Tertuliano, frívolo peralta,
Que foi um paspalhão desde fedelho,
Tipo incapaz de ouvir um bom conselho,
Tipo que, morto, não faria falta;
Lá um dia deixou de andar à malta,
E, indo à casa do pai, honrado velho,
A sós na sala, diante de um espelho,
À própria imagem disse em voz bem alta:
Tertuliano, és um rapaz formoso!
És simpático, és rico, és talentoso!
Que mais no mundo se te faz preciso?
Penetrando na sala, o pai sisudo,
Que por trás da cortina ouvira tudo,
Severamente respondeu: - Juízo.
Esse soneto foi escrito por Artur Azevedo, um dos grandes nomes do teatro brasileiro do passado. Arthur Azevedo nasceu em 1855 e morreu em 1908. Foi poeta, autor teatral e, naturalmente, virou personagem da história cultural do país. O nome do soneto é “Velha anedota”.

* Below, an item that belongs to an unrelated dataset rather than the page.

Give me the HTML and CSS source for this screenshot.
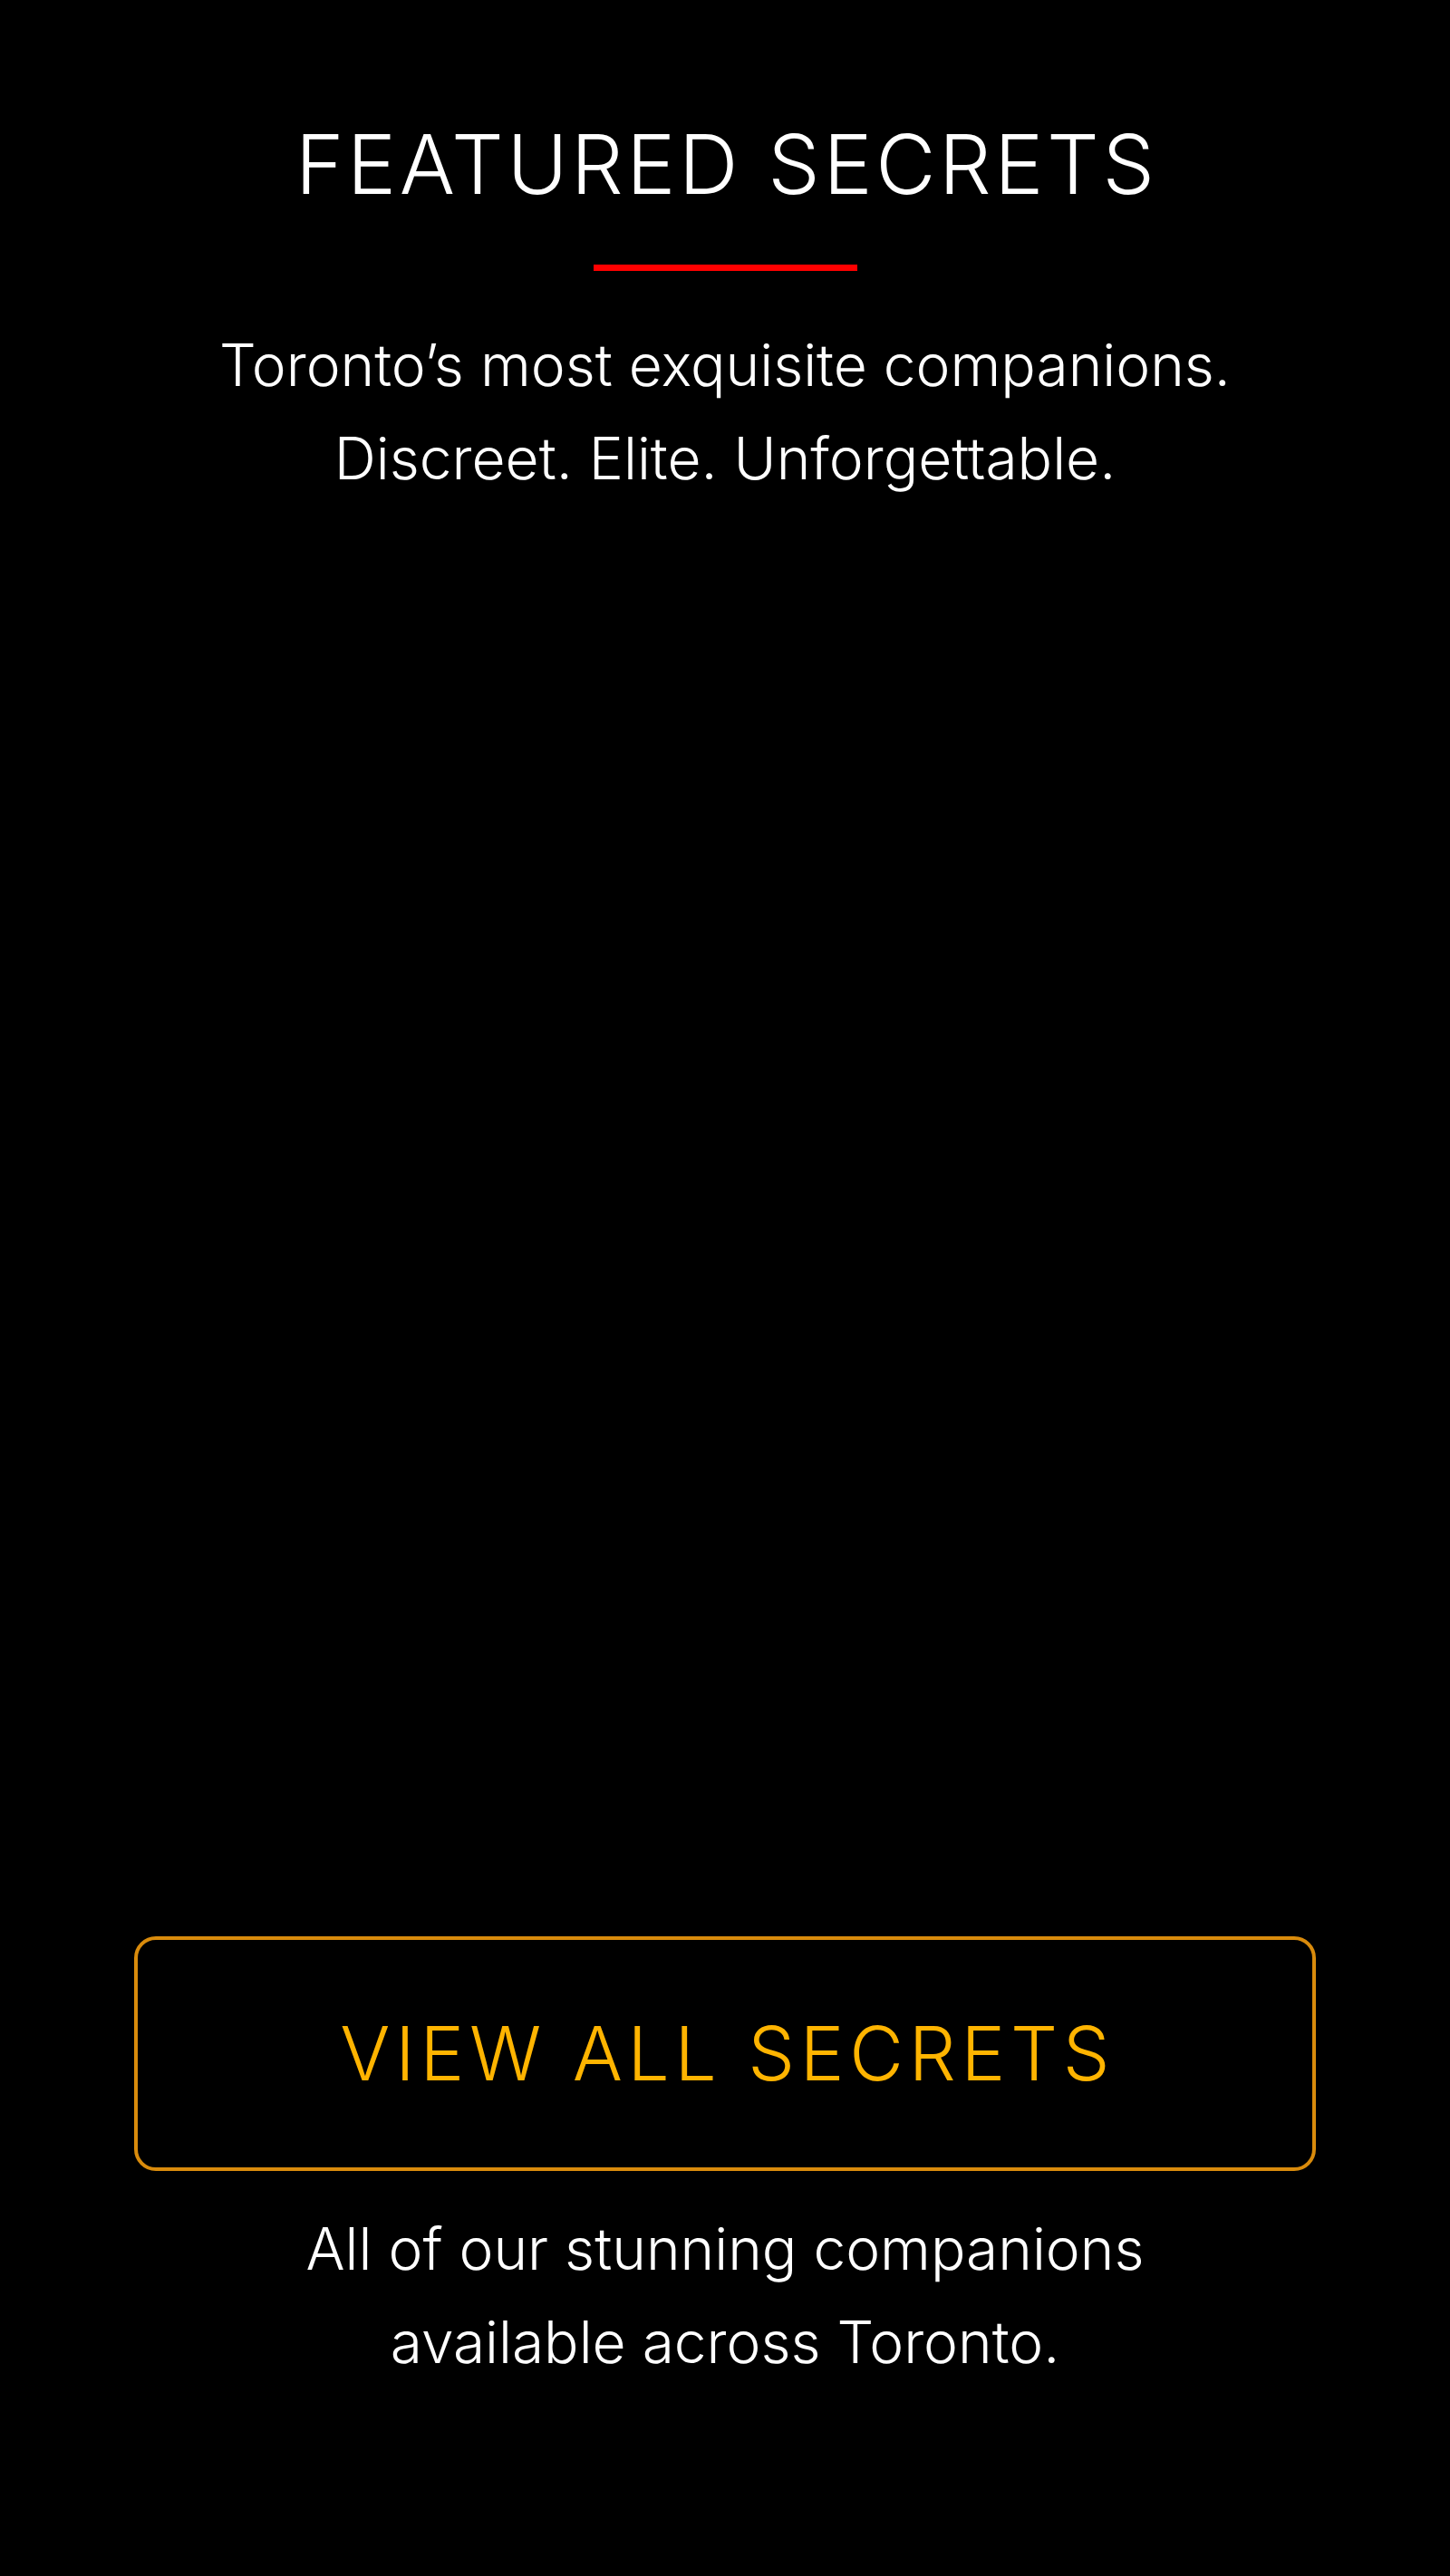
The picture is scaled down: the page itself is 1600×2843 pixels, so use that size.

A linguagem usada pelo poeta já dá a dimensão clara de que se trata de sujeito antigo. Afinal, quem é que, hoje, chamaria alguém de “frívolo peralta”? O nosso consagrado Aurélio, socorrista de primeira hora, esclarece que “frívolo” é um sujeito fútil, leviano, desses que fazem ou dizem coisas sem pensar no que estão fazendo ou dizendo e nem se preocupam muito ou até nada com as conseqüências do que dizem ou fazem. “Peralta” já é palavra mais conhecida, embora, lá nos tempos do autor, possa ter tido significado um pouco diferente do que tem hoje. “Paspalhão” também não é grande novidade. É um sujeito meio bobo, desses que andam por aí fazendo ou dizendo coisas sem cabimento ou conteúdo. E, que tal a história do “lá um dia deixou de andar à malta”? Bem, era uma das maneiras que se usava para dizer que alguém saia por aí junto com outros tantos vidas-tortas para atazanar a vida alheia ou simplesmente para gozar os prazeres do mundo sem maiores conseqüências ou responsabilidades.
O rapaz, nomezinho difícil, devia se adorar. E isso, logo a primeira vista, não parece uma tarefa muito fácil. Afinal, além das más qualidades que o poeta lhes descreve, ainda atende pelo nome de Tertuliano que, convenhamos, não deve figurar na lista dos nomes mais charmosos. Mas quem foi que disse que tipos como esse têm auto-crítica suficiente que os impeça de se adorarem? Afinal, se tivessem um mínimo de senso, não seriam como parecia ser o Tertuliano escolhido pelo poeta para figurar na anedota. E o moço, então, lá estava na frente do espelho se admirando consigo mesmo, com suas qualidades, seus talentos, sua belezura. Até que alguém mais sério e menos frívolo, lhe deu a sentença fatal.
É claro que o poeta escreveu o soneto com a intenção de que fosse uma anedota e até lhe deu esse nome. Curioso é que ainda a chamou de “velha anedota”. Isso lá pela segunda metade do século XIX, ou seja, mais de cem anos atrás. Pelo jeito, essa mania de sair por aí papagaiando sem o menor cuidado ou responsabilidade já era coisa antiga lá pelos tempos do nosso poeta. E, no entanto, dando-se um passeio rápido pelas páginas dos jornais de hoje ou pelas ondas da transmissão das emissoras de rádio e televisão, qualquer um percebe que de antiga, essa história não tem nada. Se alguém duvidar, basta prestar um pouco de atenção sobre o que tem sido dito a respeito da crise internacional que tomou conta do mundo. Ou do que tem sido manifestado por uns tantos anacrônicos que insistem em reviver toda a história das torturas ocorridas nos tempos da ditadura militar e a extensão da lei de anistia promulgada lá pelos idos de 1979. E mais recentemente, as manifestações de ufanismo ligadas à eleição do mais novo presidente da república nos Estados Unidos.
De velha, a anedota não tem nada. Os peraltas continuam, firmes e fortes, num processo de auto-estima que mais parece auto-paixão ou auto-adoração, fazendo declarações de amor a si mesmos sem a menor preocupação com o conteúdo do que dizem. Bom é que, de um modo geral, tudo o que dizem é sempre muito frívolo, sem maiores conseqüências para a vida real a não ser que se continua marcando passo sem sair do lugar. Enfim, o que não nos tem faltado são Tertulianos. Mas o que anda fazendo falta, mesmo, é o pai sisudo, que por trás da cortina ouvindo tudo, severamente reponha o que é preciso: Juízo.